Autrement dit, ce n'est pas parce que vous avez une décision prise en référé que celle-ci est irrévocable.
Or le problème se pose avec une acuité particulière lorsque vous êtes partie gagnante à un référé, que vous avez perçu des sommes de ce chef et vous demandez si vous pouvez les utiliser librement. Sur le principe, oui, mais il existe toujours un risque que vous ayez à les rendre, entièrement ou partiellement.
Il faut d'ailleurs observer que l'ordonnance de référé précise toujours que la condamnation est provisionnelle.
Passons en revue quelques exemples.
Premier exemple, une décision de référé peut faire l'objet d'un appel, comme presque toutes les décisions de justice. Donc la décision rendue par la Cour d'Appel peut-être différente de celle rendue en première instance.
Si vous avez bénéficié d'une condamnation de 10.000 Euros en première instance, et que cette condamnation a été ramenée à 5.000 Euros en appel, vous n'avez droit au final (sauf pourvoi en cassation, mais c'est une autre histoire) qu'à 5.000 Euros.
Autrement dit, si on vous a déjà versé les 10.000 Euros, il faut en rendre 5.000. Donc, premier conseil, si vous percevez des sommes, et que le référé fait l'objet d'un appel, attendez l'issue de l'appel pour les dépenser, vous aurez peut-être à les rendre.
Notez que ce conseil est aussi valable pour toute condamnation réglée suite à un jugement de première instance. Tant que le délai pour faire appel n'est pas écoulé, ou, si appel il y a, qu'il n'est pas jugé, il est fort imprudent de dépenser les sommes allouées.
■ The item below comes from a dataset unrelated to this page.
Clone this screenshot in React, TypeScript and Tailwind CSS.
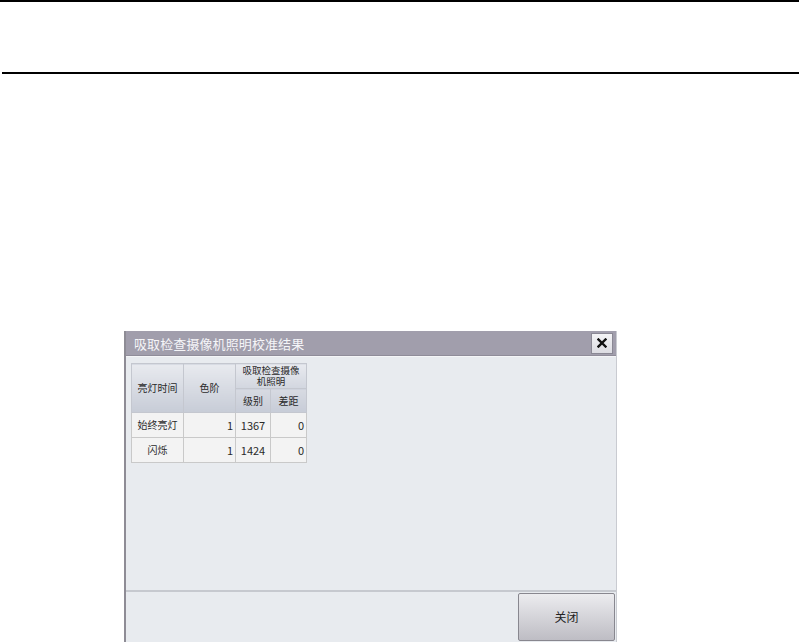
import React from "react";

const font = { fontFamily: '"Noto Sans CJK SC", "Noto Sans", sans-serif' };

export default function App() {
  return (
    <div className="w-[799px] h-[642px] overflow-hidden bg-white relative" style={font}>
      <div className="h-[2px] bg-black w-full" />
      <div className="h-[70px]" />
      <div className="h-[2px] bg-black ml-[2px]" />
      <div className="h-[257px]" />
      <div className="ml-[124px] w-[493px] h-[320px] flex flex-col bg-[#e8ebef] border-l-2 border-r border-[#8e8c95] border-r-[#c9cbd1]">
        <div className="h-[25px] shrink-0 bg-[#a19eac] flex items-center justify-between pl-[8px] pr-[3px] border-b border-[#8f8c99]">
          <span className="text-[13px] text-[#f5f5f8] leading-none tracking-[0.1px]">吸取检查摄像机照明校准结果</span>
          <div className="w-[22px] h-[21px] bg-gradient-to-b from-[#f3f3f5] to-[#dcdce2] border border-[#8a8894] flex items-center justify-center">
            <svg width="10" height="10" viewBox="0 0 10 10">
              <path d="M1.5 1.5 L8.5 8.5 M8.5 1.5 L1.5 8.5" stroke="#111" strokeWidth="2.4" strokeLinecap="square" />
            </svg>
          </div>
        </div>
        <div className="flex-1 pt-[6px] pl-[5px] border-t border-[#f4f5f7]">
          <table className="border-collapse text-[10px] text-[#2a2a2a] leading-none">
            <tbody>
              <tr className="h-[25px]">
                <td rowSpan={2} className="w-[52px] h-[49px] text-center align-middle border border-[#c4c7cf] bg-gradient-to-b from-[#e8eaef] to-[#c7ccd7]">亮灯时间</td>
                <td rowSpan={2} className="w-[52px] text-center align-middle border border-[#c4c7cf] bg-gradient-to-b from-[#e8eaef] to-[#c7ccd7]">色阶</td>
                <td colSpan={2} className="h-[25px] p-0 text-center align-middle border border-[#c4c7cf] bg-gradient-to-b from-[#e8eaef] to-[#d2d6df]">
                  <div className="flex flex-col items-center text-[9.5px] leading-[11.5px]">
                    <span>吸取检查摄像</span>
                    <span>机照明</span>
                  </div>
                </td>
              </tr>
              <tr className="h-[24px]">
                <td className="w-[35px] text-center align-middle border border-[#c4c7cf] bg-gradient-to-b from-[#d7dae2] to-[#c7ccd7]">级别</td>
                <td className="w-[36px] text-center align-middle border border-[#c4c7cf] bg-gradient-to-b from-[#d7dae2] to-[#c7ccd7]">差距</td>
              </tr>
              <tr className="h-[25px] bg-[#f3f3f3]">
                <td className="text-center border border-[#c9c9c9]">始终亮灯</td>
                <td className="text-right pr-[2px] border border-[#c9c9c9] text-[11px]">1</td>
                <td className="text-center border border-[#c9c9c9] text-[11px]">1367</td>
                <td className="text-right pr-[2px] border border-[#c9c9c9] text-[11px]">0</td>
              </tr>
              <tr className="h-[25px] bg-[#f3f3f3]">
                <td className="text-center border border-[#c9c9c9]">闪烁</td>
                <td className="text-right pr-[2px] border border-[#c9c9c9] text-[11px]">1</td>
                <td className="text-center border border-[#c9c9c9] text-[11px]">1424</td>
                <td className="text-right pr-[2px] border border-[#c9c9c9] text-[11px]">0</td>
              </tr>
            </tbody>
          </table>
        </div>
        <div className="h-[61px] shrink-0 border-t-2 border-[#c6c9cf] flex justify-end items-start pt-[1px] pr-[1px]">
          <div className="w-[97px] h-[48px] bg-gradient-to-b from-[#ececef] to-[#bebdc4] border border-[#88878f] rounded-[2px] flex items-center justify-center text-[12px] text-[#222]">
            关闭
          </div>
        </div>
      </div>
    </div>
  );
}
Second exemple, après une décision de référé, l'affaire est rejugée entre les mêmes parties, et fait donc l'objet d'un nouveau référé.
En effet, comme la décision de référé est par définition provisoire, si on peut faire valoir un élément nouveau, il peut y avoir un nouveau procès.
Là il est difficile de faire des pronostics. L'élément nouveau peut ne pas arriver immédiatement, mais plusieurs mois après la première décision... Là aussi il faut faire preuve de prudence dans l'emploi des condamnations payées. Il vaut mieux interroger son avocat qui saura vous donner des conseils en fonction de votre cas particulier.
Troisième exemple, après qu'une décision de référé ait été rendue, une des parties décide de porter l'affaire au fond. Dans ce cas, l'affaire est entièrement rejugée, dans toute sa complexité, peu important ce qu'a décidé le Juge des référés.
Il est des lors possible que la condamnation de la partie A qui profitait à la partie B, et qui a été payée par A à B, soit annulée ou modifiée à la baisse. B devra alors rembourser A, totalement ou partiellement selon les termes du jugement.
Certes, si une condamnation a eu lieu en référé, il y a de bonnes chances qu'elle ne soit pas remise en cause par la suite, puisqu'en principe le Juge de condamne que s'il considère l'obligation évidente.
Il n'est toutefois pas impossible que ce qui est évident ne le soit plus du tout, si de nouveaux éléments contraires sont communiqués par la suite.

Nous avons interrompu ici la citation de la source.